Tuesday, November 13, 2012

"Damned If I Come Again": Thoughts on Sham Forums


League Forum Falls Flat

By BRETT WARNKE
When a treaty with the Creek Indians was being proposed, George Washington took his plans to the Senate to ask the body’s advice.  Unfortunately, because the windows were open no one could hear.   After a struggle, a labored discussion, unprepared senators, and repeated demands for more information, Washington was delayed and grumpily admitted:  “I will be damned before I come here again.” 
The grand-standing and slow bog of politics is expected.  Who ever heard of a divided democratic body “leaping” into action?  But if democracy is not a spectator’s sport, as the President of the League of Women Voters told the audience at forums throughout the past month, then why did the citizen “spectators” sit as still and quiet as the Blarney Stone?  The League of Women Voters held the first of three "Meet the Candidates Nights for South County" this September, inviting the audience to submit written questions and videotaped the forums for those who could not attend.
 It was a useless waste of time—and need not have been.
No doubt the anxiety (or at least the lesson from the recent past) is that too much audience participation will lead to loudmouths and hucksters making love to the microphone during the candidate’s valuable question time.  The thinking goes:  “This will protract an already packed and rapid debate with single-issue voters.”  But something is lost in the current efficiency-focused model of “Lightning Rounds” and written-only questions.  If bloviating citizens wish to speak their minds, let them do it and let the moderators confront them.  This is New England.  It is expected and necessary to have respectful dispute here without “offending” someone.  If the fear is speech-making at the microphone, please remember that some individuals need to be reminded that the world is not an ideologically-tested cable news show.  If control over the forum or timing is truly the issue, bring in editors from the unsentimental press to help moderate—publications  would have no trouble telling audience members when they’ve trespassed on our precious time. 
At meetings where democratically elected candidates are given questions without a challenge to their responses and with little opportunity to debate one another, citizens do not have forum.  Nor do they have a debate or even the shadow of a dialogue.  What they have is a joint press conference with an audience and a camera. 
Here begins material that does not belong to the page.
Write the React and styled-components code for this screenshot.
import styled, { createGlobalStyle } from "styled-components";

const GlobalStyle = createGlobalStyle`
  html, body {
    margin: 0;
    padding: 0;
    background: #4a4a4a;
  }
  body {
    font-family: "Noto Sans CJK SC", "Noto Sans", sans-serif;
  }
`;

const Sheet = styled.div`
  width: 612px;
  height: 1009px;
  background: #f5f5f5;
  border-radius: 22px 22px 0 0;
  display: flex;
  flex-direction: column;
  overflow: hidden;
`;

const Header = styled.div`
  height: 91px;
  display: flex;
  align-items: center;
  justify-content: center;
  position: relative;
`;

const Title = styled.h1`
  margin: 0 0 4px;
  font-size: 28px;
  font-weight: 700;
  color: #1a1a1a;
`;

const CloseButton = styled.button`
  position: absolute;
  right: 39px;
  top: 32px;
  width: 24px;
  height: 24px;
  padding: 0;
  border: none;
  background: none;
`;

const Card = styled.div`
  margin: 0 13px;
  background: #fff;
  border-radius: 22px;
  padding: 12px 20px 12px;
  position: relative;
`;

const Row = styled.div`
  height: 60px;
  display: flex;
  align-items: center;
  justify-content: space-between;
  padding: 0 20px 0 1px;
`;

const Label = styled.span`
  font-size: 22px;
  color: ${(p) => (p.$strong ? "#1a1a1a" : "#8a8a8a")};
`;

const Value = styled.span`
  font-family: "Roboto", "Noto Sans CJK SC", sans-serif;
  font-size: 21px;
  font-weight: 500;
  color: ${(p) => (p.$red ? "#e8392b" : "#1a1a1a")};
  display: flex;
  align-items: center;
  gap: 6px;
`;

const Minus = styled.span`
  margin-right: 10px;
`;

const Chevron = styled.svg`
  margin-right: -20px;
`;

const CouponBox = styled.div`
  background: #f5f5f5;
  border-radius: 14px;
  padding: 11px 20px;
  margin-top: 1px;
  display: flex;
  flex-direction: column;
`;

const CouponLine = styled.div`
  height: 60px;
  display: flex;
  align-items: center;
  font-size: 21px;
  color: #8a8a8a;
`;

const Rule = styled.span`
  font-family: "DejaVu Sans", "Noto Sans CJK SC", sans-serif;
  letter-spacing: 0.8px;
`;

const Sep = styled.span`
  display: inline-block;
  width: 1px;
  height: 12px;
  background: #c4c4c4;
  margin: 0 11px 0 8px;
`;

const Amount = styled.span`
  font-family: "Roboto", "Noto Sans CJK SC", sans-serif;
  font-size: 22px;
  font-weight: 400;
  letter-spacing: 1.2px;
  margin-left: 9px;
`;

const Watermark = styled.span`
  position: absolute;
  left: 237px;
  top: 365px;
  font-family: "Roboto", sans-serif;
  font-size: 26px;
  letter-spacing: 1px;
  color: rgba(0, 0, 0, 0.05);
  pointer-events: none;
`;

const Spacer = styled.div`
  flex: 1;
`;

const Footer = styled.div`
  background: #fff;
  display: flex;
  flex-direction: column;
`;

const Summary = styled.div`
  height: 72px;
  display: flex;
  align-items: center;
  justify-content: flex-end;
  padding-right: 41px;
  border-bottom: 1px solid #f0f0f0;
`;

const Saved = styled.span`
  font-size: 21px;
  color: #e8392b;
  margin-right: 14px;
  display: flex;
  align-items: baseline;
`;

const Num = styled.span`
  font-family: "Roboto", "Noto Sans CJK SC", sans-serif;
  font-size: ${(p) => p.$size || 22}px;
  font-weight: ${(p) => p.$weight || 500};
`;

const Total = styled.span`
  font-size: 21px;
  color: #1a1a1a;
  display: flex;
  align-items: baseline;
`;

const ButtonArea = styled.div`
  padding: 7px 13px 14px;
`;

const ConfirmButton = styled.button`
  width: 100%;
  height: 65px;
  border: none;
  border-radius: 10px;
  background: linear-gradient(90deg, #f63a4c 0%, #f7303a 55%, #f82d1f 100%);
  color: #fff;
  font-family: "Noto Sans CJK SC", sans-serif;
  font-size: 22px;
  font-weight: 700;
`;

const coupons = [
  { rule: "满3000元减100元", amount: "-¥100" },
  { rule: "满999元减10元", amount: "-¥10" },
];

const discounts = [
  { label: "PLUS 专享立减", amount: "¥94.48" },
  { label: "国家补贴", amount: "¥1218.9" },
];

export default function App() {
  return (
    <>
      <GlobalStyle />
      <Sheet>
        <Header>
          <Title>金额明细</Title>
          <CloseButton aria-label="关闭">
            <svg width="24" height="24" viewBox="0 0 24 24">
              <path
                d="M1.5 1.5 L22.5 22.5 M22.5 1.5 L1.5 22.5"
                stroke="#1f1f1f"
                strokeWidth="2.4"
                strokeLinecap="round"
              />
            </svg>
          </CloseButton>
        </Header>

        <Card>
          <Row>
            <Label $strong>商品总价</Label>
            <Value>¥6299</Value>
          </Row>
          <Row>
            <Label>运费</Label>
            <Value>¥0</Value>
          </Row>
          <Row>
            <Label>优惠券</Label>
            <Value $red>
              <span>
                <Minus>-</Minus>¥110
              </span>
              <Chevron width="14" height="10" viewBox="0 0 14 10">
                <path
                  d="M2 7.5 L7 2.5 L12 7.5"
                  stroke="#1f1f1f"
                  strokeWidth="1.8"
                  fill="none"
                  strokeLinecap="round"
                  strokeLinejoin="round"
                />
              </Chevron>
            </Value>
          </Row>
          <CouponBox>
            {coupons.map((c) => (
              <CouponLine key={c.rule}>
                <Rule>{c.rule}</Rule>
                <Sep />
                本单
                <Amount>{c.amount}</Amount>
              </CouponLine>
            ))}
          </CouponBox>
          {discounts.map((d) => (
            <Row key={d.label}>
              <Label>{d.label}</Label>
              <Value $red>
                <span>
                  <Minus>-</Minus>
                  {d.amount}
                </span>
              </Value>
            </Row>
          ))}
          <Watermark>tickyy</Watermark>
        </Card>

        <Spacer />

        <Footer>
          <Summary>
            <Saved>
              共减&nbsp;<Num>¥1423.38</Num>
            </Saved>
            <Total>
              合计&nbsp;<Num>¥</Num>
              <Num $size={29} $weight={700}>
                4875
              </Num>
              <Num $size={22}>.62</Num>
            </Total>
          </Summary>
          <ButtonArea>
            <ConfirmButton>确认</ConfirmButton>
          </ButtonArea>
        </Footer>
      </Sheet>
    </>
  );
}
The questions the League asked throughout the forms were merely appropriate but not controversial or challenging.  Each were certainly topical, clear, demanding, and offered opportunities for intelligent and challenging responses.  
But the candidates did little more than rehearse campaign literature that was already available.  
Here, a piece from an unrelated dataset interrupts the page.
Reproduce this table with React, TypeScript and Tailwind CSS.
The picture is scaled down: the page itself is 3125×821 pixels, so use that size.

What then was the purpose of the forum?  To keep citizens from the agony of reading a campaign leaflet?  If these candidates are elected, what evidence will we have (after such a forum) that they can actively discuss, aggressively promote, and personally debate policies in the General Assembly that will affect our lives?  When, if not during an election, will an audience be able determine how candidates will respond in open forums, at school committee hearings, or at Town Council meetings? 
It is not just important that dialogue be established with the audience at a forum of this kind, it is necessary that debate be encouraged between our candidates.  Without debate, the citizenry loses what is most necessary in any election year:  a clash of ideas.    
The League should use the technology available at Town Hall.  There are projectors, screens, and the staff knows who know how to use them.  Ask candidates to create a slide with pertinent personal information and supply it before the debate so that it can be shown during the introductions at the forum.  Otherwise, ask candidates to bring summaries of their views and platform to the debate for viewing and discussion which will help the audience see how the candidates portray themselves in print as they begin to show us in person.
If changes are not made to the style of the debate there will certainly be little change in substance.  And if that is the case, I’ll be damned if I come again.